■ Data provided:
□ □ □ □ □
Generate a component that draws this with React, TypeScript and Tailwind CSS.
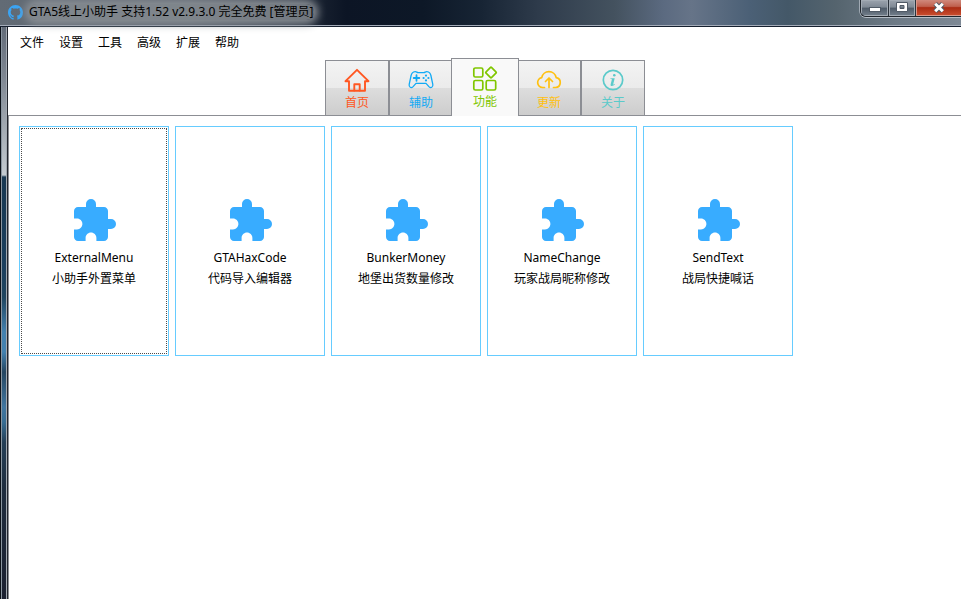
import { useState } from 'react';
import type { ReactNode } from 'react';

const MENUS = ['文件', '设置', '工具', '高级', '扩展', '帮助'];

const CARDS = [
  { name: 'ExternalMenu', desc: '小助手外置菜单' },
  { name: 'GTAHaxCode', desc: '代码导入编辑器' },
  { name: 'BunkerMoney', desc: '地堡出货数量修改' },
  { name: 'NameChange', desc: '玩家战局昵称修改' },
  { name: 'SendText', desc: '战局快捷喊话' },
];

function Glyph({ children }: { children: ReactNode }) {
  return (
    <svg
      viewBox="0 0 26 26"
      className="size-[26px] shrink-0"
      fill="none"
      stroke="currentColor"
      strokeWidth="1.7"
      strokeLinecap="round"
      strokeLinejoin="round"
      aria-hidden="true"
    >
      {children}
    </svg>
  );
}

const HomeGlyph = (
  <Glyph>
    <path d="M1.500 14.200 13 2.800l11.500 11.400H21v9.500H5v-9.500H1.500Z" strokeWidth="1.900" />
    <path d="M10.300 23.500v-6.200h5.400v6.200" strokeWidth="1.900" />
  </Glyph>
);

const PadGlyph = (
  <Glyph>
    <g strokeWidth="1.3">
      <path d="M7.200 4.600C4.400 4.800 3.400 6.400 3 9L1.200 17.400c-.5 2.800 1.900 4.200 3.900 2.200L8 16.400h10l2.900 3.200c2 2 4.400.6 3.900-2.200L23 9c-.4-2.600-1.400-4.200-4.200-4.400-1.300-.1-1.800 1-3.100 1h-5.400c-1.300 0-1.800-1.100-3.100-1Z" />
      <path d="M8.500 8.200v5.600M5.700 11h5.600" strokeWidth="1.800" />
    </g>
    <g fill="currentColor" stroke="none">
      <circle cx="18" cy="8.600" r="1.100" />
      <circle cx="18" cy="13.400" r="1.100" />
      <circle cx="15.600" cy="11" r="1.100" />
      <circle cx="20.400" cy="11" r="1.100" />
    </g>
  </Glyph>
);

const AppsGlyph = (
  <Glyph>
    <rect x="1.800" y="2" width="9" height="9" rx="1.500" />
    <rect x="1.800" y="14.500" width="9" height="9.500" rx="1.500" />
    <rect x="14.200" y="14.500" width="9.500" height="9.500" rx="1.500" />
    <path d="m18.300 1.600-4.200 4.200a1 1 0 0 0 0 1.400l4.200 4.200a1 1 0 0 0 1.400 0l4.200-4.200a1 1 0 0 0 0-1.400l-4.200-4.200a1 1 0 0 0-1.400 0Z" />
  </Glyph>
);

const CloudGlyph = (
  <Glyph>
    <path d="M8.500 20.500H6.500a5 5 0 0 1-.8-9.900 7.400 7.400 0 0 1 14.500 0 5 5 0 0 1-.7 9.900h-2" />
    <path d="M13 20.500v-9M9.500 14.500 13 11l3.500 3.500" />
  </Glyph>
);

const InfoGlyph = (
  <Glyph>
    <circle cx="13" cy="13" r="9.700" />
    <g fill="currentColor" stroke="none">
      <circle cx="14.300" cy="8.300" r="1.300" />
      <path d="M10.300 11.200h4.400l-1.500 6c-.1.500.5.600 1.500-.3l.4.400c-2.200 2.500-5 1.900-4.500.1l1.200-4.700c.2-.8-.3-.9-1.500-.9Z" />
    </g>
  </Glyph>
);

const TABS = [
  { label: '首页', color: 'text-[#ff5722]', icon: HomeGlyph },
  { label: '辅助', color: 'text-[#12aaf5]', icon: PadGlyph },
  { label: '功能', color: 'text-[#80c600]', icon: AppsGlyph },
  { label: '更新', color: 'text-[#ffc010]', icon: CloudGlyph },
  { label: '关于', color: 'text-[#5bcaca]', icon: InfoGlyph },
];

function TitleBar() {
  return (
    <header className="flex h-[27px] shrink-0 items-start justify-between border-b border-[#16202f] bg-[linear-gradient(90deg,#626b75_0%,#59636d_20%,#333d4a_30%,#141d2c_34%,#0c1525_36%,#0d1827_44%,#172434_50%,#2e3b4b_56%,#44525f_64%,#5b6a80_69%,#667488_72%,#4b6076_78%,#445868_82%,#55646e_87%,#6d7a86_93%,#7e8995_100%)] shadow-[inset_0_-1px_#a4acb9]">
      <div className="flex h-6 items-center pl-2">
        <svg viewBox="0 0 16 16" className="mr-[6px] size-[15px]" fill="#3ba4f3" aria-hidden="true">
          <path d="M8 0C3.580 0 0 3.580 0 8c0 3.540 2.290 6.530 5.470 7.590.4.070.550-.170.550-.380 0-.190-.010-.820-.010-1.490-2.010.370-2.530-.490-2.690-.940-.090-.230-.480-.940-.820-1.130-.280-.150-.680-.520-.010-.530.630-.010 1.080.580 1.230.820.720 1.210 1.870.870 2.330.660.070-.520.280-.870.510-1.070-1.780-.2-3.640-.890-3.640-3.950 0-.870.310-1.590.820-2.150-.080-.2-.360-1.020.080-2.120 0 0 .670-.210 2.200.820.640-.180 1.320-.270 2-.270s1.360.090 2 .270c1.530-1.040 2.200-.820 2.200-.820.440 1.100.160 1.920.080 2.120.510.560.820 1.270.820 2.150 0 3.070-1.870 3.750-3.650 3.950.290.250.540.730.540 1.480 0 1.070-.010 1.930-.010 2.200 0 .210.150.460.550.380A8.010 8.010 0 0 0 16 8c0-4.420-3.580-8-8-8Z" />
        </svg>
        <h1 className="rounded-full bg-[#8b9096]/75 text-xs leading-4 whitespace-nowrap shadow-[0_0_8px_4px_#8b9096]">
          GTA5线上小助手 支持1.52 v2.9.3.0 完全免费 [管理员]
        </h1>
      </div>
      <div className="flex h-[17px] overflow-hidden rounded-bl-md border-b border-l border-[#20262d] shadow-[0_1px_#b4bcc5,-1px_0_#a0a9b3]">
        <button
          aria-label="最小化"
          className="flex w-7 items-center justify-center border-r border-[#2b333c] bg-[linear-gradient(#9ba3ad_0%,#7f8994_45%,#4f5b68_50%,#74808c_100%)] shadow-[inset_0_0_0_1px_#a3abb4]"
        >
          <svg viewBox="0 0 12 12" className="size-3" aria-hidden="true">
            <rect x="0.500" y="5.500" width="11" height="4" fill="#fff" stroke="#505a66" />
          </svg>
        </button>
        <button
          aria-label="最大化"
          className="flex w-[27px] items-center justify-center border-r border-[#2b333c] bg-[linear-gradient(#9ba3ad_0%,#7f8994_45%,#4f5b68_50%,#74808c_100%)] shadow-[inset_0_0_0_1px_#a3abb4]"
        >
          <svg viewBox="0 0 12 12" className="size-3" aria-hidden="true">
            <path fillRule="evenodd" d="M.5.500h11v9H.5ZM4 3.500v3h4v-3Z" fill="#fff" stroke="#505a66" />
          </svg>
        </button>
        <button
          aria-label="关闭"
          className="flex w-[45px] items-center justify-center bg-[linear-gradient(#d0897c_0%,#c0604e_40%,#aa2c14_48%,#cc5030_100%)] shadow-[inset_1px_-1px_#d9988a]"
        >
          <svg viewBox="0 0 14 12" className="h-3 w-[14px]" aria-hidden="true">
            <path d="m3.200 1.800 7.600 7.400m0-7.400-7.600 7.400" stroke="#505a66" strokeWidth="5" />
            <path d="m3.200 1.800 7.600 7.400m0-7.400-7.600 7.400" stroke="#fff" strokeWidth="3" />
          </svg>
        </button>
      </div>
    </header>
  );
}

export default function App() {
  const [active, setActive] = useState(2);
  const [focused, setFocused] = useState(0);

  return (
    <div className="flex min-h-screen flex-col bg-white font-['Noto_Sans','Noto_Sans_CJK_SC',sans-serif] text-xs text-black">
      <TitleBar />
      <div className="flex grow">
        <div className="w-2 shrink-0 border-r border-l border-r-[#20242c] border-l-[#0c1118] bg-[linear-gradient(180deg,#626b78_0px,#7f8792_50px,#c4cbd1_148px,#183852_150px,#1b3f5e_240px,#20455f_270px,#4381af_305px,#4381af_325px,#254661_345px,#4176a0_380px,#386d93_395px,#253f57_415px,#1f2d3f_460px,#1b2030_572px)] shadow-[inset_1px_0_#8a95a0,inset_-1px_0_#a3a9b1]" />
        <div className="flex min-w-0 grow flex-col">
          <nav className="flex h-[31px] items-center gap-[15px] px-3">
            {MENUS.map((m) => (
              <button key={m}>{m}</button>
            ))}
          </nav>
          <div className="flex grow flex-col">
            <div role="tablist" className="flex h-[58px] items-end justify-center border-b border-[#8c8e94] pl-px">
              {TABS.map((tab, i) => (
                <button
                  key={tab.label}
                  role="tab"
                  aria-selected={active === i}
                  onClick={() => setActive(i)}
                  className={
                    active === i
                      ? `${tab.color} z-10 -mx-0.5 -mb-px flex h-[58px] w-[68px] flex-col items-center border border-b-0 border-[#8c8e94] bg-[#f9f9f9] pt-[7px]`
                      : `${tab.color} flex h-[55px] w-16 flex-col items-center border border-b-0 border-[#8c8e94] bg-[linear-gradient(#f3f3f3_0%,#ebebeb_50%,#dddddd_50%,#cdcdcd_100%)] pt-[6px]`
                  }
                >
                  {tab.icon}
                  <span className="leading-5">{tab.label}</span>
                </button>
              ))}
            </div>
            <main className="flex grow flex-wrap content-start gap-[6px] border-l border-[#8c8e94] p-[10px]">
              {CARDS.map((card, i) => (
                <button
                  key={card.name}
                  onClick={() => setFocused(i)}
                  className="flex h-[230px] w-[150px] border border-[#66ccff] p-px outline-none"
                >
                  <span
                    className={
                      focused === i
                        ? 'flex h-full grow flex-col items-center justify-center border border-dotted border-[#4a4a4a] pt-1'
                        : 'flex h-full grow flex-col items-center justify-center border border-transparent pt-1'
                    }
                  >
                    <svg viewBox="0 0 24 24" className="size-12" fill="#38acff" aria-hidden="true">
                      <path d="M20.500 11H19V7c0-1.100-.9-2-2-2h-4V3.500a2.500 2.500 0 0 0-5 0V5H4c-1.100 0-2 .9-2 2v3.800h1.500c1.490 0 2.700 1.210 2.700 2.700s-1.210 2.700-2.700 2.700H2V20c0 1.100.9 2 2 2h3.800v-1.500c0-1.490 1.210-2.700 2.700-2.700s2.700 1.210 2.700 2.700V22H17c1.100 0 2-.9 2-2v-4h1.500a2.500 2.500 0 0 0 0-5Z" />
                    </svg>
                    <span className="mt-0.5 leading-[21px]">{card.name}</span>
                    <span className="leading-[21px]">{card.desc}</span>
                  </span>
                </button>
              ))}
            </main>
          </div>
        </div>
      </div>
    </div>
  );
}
□ □ □ □ □
■ Requirements:
Your task is to reproduce exactly the lines from the start of the data above through the line containing "const MENUS = ['文件', '设置', '工具', '高级', '扩展', '帮助'];", leaving every picture out.

■ Full answer:
Generate a component that draws this with React, TypeScript and Tailwind CSS.
import { useState } from 'react';
import type { ReactNode } from 'react';

const MENUS = ['文件', '设置', '工具', '高级', '扩展', '帮助'];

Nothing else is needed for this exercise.